In December 2016 Congress approved seemingly innocuous changes to Rule 41 of the Federal Rules of Criminal Procedure, a controversial investigative authority governing complex cyber cases. The Rule 41 changes will be the latest addition to the government’s growing arsenal of post-9/11 surveillance powers. As privacy advocates have rightly pointed out, the oftentimes vague phrasing of Rule 41 and its new changes mean the rule could easily be abused to infringe on personal privacy and grant investigators undue computer-hacking powers.
Implications of the New Changes
The new changes center around two main subjects. One clause gives judges the authority to issue warrants in any district where illicit activities may have occurred. On its face this seems reasonable, but it means judges can potentially issue warrants way outside their intended jurisdiction. It also means investigators can potentially shop around for judges in various districts who will grant the wide-ranging warrants. The second major change affects users who were compromised in criminal hacking attacks. Under the changes, investigators can remotely access and collect all information from any device compromised in an attack as part of an investigation. For botnet attacks which may compromise many thousands of individual devices, this means a large amount of personal information not relevant to the investigation will be in the hands of federal investigators.
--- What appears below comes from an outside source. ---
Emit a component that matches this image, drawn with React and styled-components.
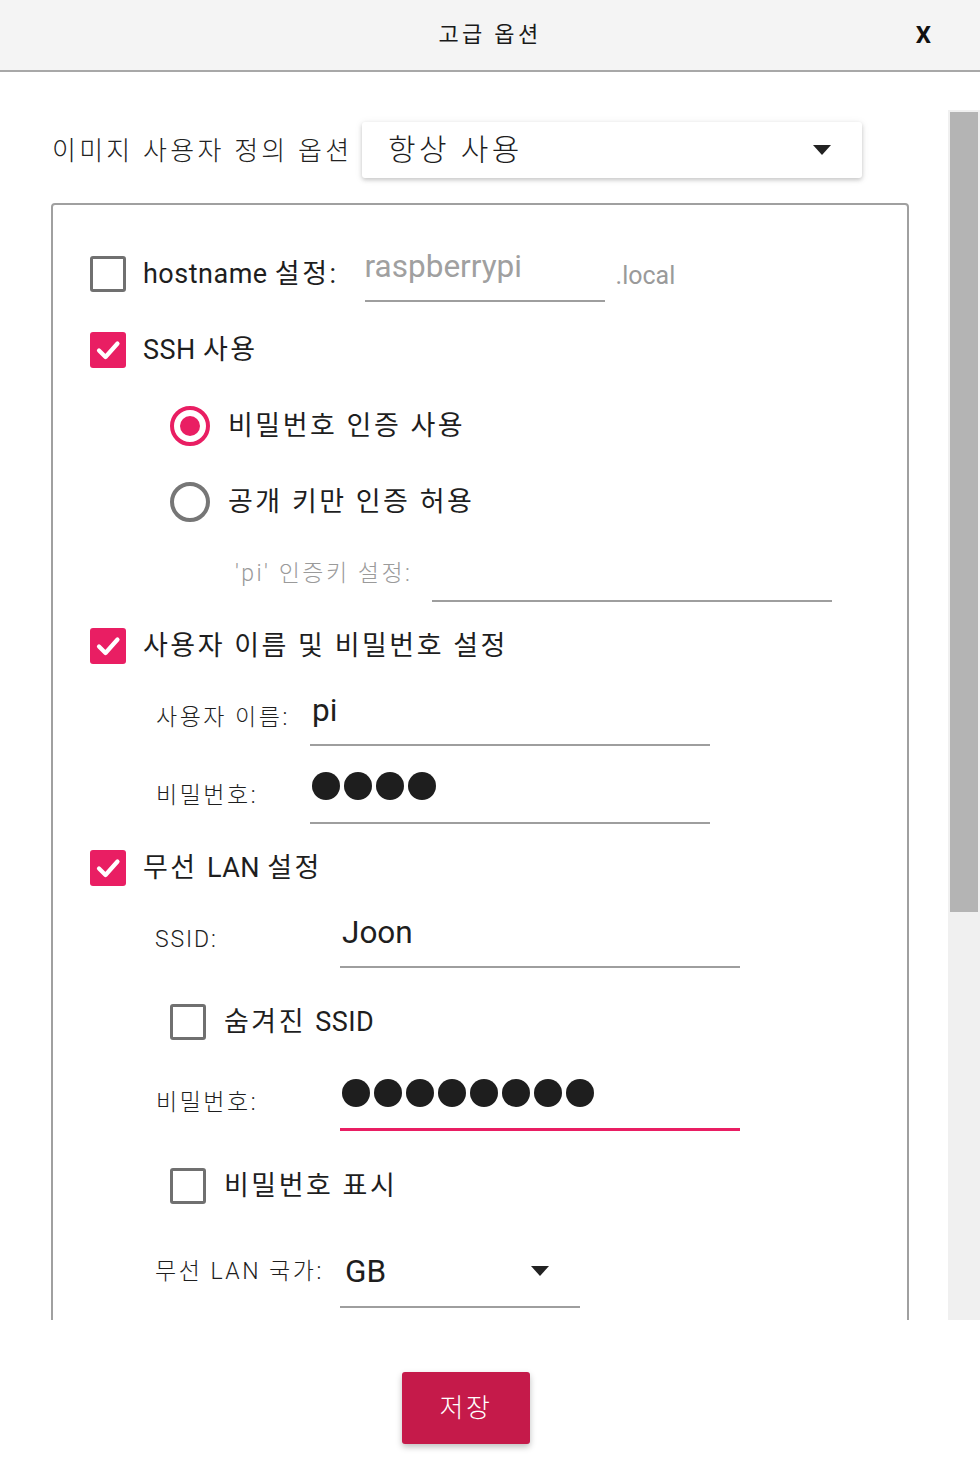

The Controversial History of Rule 41
First introduced as an amendment to the 2001 USA PATRIOT Act, Rule 41 allows law enforcement agencies to “hack”, or remotely access, computers under certain poorly-defined circumstances. Rule 41 was controversially used by the FBI in February 2015 to compromise and seize the server hosting Playpen, a known dark web child pornography site. After the successful hack and confiscation, the FBI decided rather than shutting down the site it would instead run and operate the site in order to spy on its users and hack their IP addresses. Calling it (unfortunately) “Operation Pacifier”, the FBI then decided to host Playpen on its own servers in Newington, Virginia, distributing as many as 1 million pictures and videos of child pornography to more than 100,000 users in a two-week time frame, as according to case documentation. The FBI’s classified hacking tools in the case, technically justified under Rule 41, potentially compromised over 100,000 Playpen visitors in dozens of countries. Of the thousands of alleged Playpen visitors hacked by the FBI, a meager 186 have been charged with crimes. Furthermore, the FBI used its Rule 41 warrant to target a global user base and an open-ended number of individuals. This is different from almost all other warrants, which allow for specified activities targeting specified individuals within specified geographic boundaries.
Playpen is not the only time investigators have used Rule 41 authorities to justify broad hacking activities against potentially innocent individuals. In Operation Torpedo the FBI utilized a tactic known as a watering hole, where hackers first gain control of the server hosting sites and then embed spyware on the site’s pages that infect users indiscriminately. The FBI also used this tactic against Freedom Hosting, an anonymous web hosting service. FBI hackers embedded a code within all sites hosted by Freedom Hosting that exploited a Firefox vulnerability and ultimately sent the IP address of all site visitors back to the FBI. The obvious potential problem here is Freedom Hosting hosts a plethora of sites, such as those belonging to legitimate businesses, and the customers of those sites were infected and investigated as potential child pornography offenders.
Parallel Track: The British Investigatory Powers Act
The Investigatory Powers (IP) Act passed British Parliament with hardly a whisper of dissent in November 2016. The act gives the Government Communications Headquarters (GCHQ, aka British Signals Intelligence) and other investigative bodies bulk hacking powers to perform “equipment interference,” which means remotely accessing computers, networks, mobile devices, servers, and other connected devices both inside and outside the UK. The act also allows investigators to access and analyze entire databases, whether they are held by private companies or public organizations, even though the database users may not be suspected of any wrongdoing. Although the IP Act is new, it was passed to confer legality on already ongoing secret activities revealed by the Edward Snowden leaks. Privacy advocates have charged that the IP Act waves a wand of permission for the intercept and storage of every text, picture, post, webcam or FaceTime session, and access into any possible device that accesses the internet, owned by a private citizen, organization, or company. And under US law, US agencies can simply receive this UK data without having a constitutional discussion or secret court warrant.
Conclusion
As the FBI Playpen investigation shows, oftentimes investigative authorities such as Rule 41 can do more harm than good. Although by hacking the Playpen servers the FBI was able to glean valuable information about dark web child pornography activities, by taking over and running the servers themselves the FBI furthered the distribution of pornographic material. They prosecuted only 186 of more than 100,000 site visitors, and offered restitution to none of the children whom they re-victimized by re-distributing their pictures online. As Rule 41’s new provisions on judges’ warrant-issuing authorities and compromised user devices come into effect, we must all be vigilant about maintaining due process and personal privacy considerations so that the innocent are not unnecessarily ensnared in police investigations for which they and their personal data have no relevance.